_Exercise objective:_ Without the pictures, can you quote each line below exactly?

_Supplied information:_
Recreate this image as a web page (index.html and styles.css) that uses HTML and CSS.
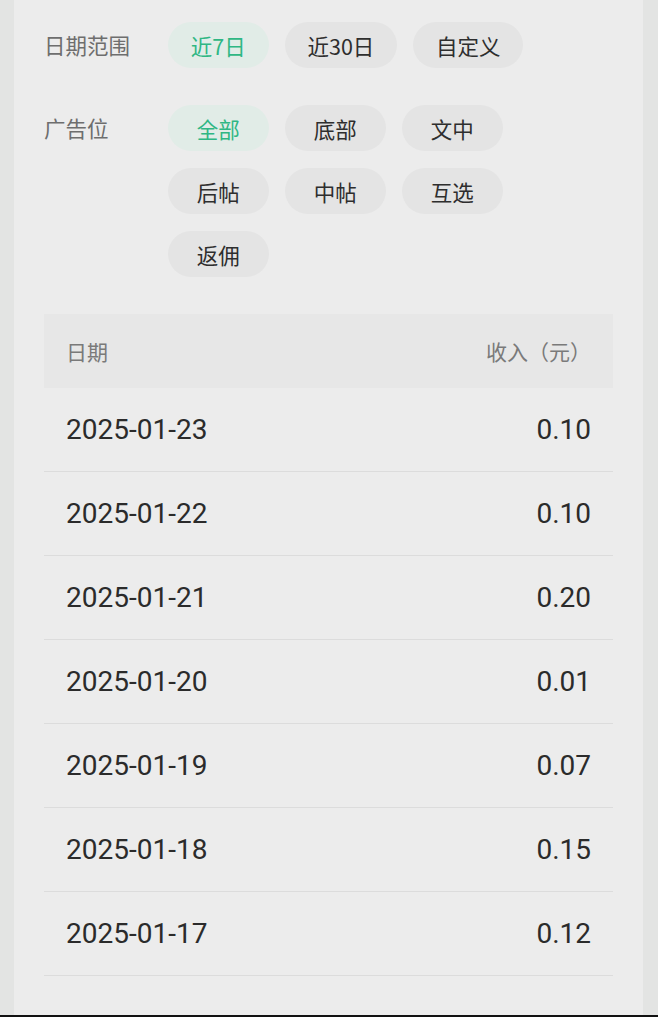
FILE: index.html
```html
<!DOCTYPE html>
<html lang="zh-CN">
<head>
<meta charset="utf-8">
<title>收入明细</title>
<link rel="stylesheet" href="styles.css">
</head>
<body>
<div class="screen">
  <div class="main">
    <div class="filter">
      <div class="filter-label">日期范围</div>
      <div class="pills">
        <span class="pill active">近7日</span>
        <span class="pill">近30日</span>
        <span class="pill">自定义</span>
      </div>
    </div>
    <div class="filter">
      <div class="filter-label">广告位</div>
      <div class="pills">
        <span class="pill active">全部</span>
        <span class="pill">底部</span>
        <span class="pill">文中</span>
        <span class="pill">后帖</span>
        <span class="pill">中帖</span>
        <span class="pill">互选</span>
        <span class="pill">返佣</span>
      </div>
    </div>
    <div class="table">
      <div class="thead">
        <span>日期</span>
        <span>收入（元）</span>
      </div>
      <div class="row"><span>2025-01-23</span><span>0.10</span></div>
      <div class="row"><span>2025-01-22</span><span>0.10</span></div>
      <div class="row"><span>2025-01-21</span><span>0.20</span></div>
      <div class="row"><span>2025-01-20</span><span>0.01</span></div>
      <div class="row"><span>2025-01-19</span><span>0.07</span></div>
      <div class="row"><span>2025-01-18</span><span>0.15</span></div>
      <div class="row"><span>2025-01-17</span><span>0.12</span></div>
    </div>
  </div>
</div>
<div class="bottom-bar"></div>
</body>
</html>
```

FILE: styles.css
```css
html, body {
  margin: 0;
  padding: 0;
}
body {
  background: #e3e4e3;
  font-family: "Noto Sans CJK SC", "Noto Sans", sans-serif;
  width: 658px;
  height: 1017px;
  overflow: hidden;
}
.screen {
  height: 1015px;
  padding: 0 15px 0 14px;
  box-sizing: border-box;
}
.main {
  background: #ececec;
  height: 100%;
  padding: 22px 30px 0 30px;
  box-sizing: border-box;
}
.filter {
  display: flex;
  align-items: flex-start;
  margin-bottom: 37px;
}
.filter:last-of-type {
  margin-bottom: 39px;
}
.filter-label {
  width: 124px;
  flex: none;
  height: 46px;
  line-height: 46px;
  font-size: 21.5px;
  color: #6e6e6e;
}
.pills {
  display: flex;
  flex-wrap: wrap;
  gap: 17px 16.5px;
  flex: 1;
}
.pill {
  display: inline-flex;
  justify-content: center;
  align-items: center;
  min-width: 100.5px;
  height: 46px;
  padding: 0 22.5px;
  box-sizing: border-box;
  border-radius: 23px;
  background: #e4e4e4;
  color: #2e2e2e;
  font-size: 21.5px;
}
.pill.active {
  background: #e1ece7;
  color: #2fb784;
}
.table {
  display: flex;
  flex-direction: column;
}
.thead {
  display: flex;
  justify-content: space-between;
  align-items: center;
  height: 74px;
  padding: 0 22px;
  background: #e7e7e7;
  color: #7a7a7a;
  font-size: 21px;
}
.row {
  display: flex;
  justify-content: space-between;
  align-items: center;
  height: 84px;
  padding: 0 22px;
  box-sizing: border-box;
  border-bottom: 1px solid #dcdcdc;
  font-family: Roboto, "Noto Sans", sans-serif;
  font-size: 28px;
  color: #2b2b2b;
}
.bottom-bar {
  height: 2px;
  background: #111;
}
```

_Expected answer:_
Recreate this image as a web page (index.html and styles.css) that uses HTML and CSS.
FILE: index.html
```html
<!DOCTYPE html>
<html lang="zh-CN">
<head>
<meta charset="utf-8">
<title>收入明细</title>
<link rel="stylesheet" href="styles.css">
</head>
<body>
<div class="screen">
  <div class="main">
    <div class="filter">
      <div class="filter-label">日期范围</div>
      <div class="pills">
        <span class="pill active">近7日</span>
        <span class="pill">近30日</span>
        <span class="pill">自定义</span>
      </div>
    </div>
    <div class="filter">
      <div class="filter-label">广告位</div>
      <div class="pills">
        <span class="pill active">全部</span>
        <span class="pill">底部</span>
        <span class="pill">文中</span>
        <span class="pill">后帖</span>
        <span class="pill">中帖</span>
        <span class="pill">互选</span>
        <span class="pill">返佣</span>
      </div>
    </div>
    <div class="table">
      <div class="thead">
        <span>日期</span>
        <span>收入（元）</span>
      </div>
      <div class="row"><span>2025-01-23</span><span>0.10</span></div>
      <div class="row"><span>2025-01-22</span><span>0.10</span></div>
      <div class="row"><span>2025-01-21</span><span>0.20</span></div>
      <div class="row"><span>2025-01-20</span><span>0.01</span></div>
      <div class="row"><span>2025-01-19</span><span>0.07</span></div>
      <div class="row"><span>2025-01-18</span><span>0.15</span></div>
      <div class="row"><span>2025-01-17</span><span>0.12</span></div>
    </div>
  </div>
</div>
<div class="bottom-bar"></div>
</body>
</html>
```

FILE: styles.css
```css
html, body {
  margin: 0;
  padding: 0;
}
body {
  background: #e3e4e3;
  font-family: "Noto Sans CJK SC", "Noto Sans", sans-serif;
  width: 658px;
  height: 1017px;
  overflow: hidden;
}
.screen {
  height: 1015px;
  padding: 0 15px 0 14px;
  box-sizing: border-box;
}
.main {
  background: #ececec;
  height: 100%;
  padding: 22px 30px 0 30px;
  box-sizing: border-box;
}
.filter {
  display: flex;
  align-items: flex-start;
  margin-bottom: 37px;
}
.filter:last-of-type {
  margin-bottom: 39px;
}
.filter-label {
  width: 124px;
  flex: none;
  height: 46px;
  line-height: 46px;
  font-size: 21.5px;
  color: #6e6e6e;
}
.pills {
  display: flex;
  flex-wrap: wrap;
  gap: 17px 16.5px;
  flex: 1;
}
.pill {
  display: inline-flex;
  justify-content: center;
  align-items: center;
  min-width: 100.5px;
  height: 46px;
  padding: 0 22.5px;
  box-sizing: border-box;
  border-radius: 23px;
  background: #e4e4e4;
  color: #2e2e2e;
  font-size: 21.5px;
}
.pill.active {
  background: #e1ece7;
  color: #2fb784;
}
.table {
  display: flex;
  flex-direction: column;
}
.thead {
  display: flex;
  justify-content: space-between;
  align-items: center;
  height: 74px;
  padding: 0 22px;
  background: #e7e7e7;
  color: #7a7a7a;
  font-size: 21px;
}
.row {
  display: flex;
  justify-content: space-between;
  align-items: center;
  height: 84px;
  padding: 0 22px;
  box-sizing: border-box;
  border-bottom: 1px solid #dcdcdc;
  font-family: Roboto, "Noto Sans", sans-serif;
  font-size: 28px;
  color: #2b2b2b;
}
.bottom-bar {
  height: 2px;
  background: #111;
}
```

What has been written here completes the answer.